Mira Burack, “Sleep Cycle II,” 2009, collage of pigment prints, paint, fabric and wood. Courtesy the artist and Central Features Contemporary Art. Photo: Robert Hensleigh

Continuing through December 4, 2016

Spiraling in slow motion you move into the black hole of "Sleep Cycle II." This collaged mandala, composed of a repeated mundane, underexposed digital print of rumpled bed sheets, cut from their rectangular format, reads like layered black petals opening upon a deeper darkness, recalling Rilke’s description of a rose as “no one’s sleep under so many lids” and simultaneously Lao Tzu’s admonition on mystery, “to darken the darkness, that is the gate of all wonder.”

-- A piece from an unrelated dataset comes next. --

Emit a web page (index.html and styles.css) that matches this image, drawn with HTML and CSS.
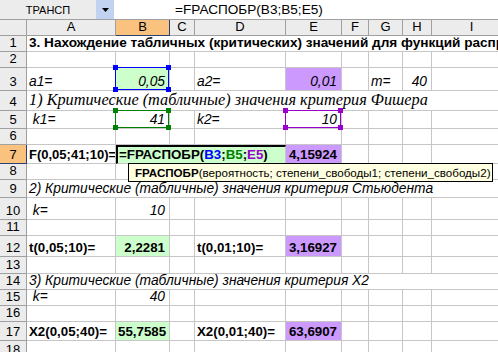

Such visual wonder is thematic in "Alcoves 16/17." the fifth of seven shows in a series that focuses on some of the region’s best, though perhaps previously under appreciated artists. Example: Mira Burack of the above-described collage, which so sublimely marries the everyday (sheets you sleep on) with the vast magnificence of the night. Below the framed collage hangs a lidless black box offering what appear to be black robes or gowns, presumably the cloak required to fully embark upon this nocturnal journey.

Opening centers, empty spaces, and strong subtleties are the hallmarks of the show. Dara Marks mark-making with watercolors on sheets of translucent polypropylene produces sparse, Gorky-esque gardens. Marks’s sinuous lines spool and eddy across iridescent surfaces, impossible to reproduce photographically. Here is a transcendent optical quality evoking Florence Pierce’s late resin-works, but grasped through greater economy of means.

Shaun Gilmore, a dancer turned sculptor, and Signe Stuart, long known in Santa Fe for elegant explorations of ethereality, explore the activation of space through linear elements. Gilmore’s free-standing sculptures twist and turn in the air, schematically defining volumes, like a 3D Brice Marden drawing, or exoskeletons of Dubuffet’s sculptural forms. Stuart’s wall reliefs in Chinese unryu paper and acrylic are mad dashes of overlapping diagonals that recall Japanese basketry, Hopi rain imagery, and diaphanous, abstracted kites.

Finally, Kelly Eckel creates etchings of black and white photo-fragments reassembled into Hans Arp-ish biomorphic figure-ground compositions. The photographic textures play against Eckel’s shapes to produce bizarre ambiguities of illusionistic depth and volume. Her work, like that of the other four women in the show, draws you into its intricacies and intimacies, rewarding discovery with the joy of wondering further.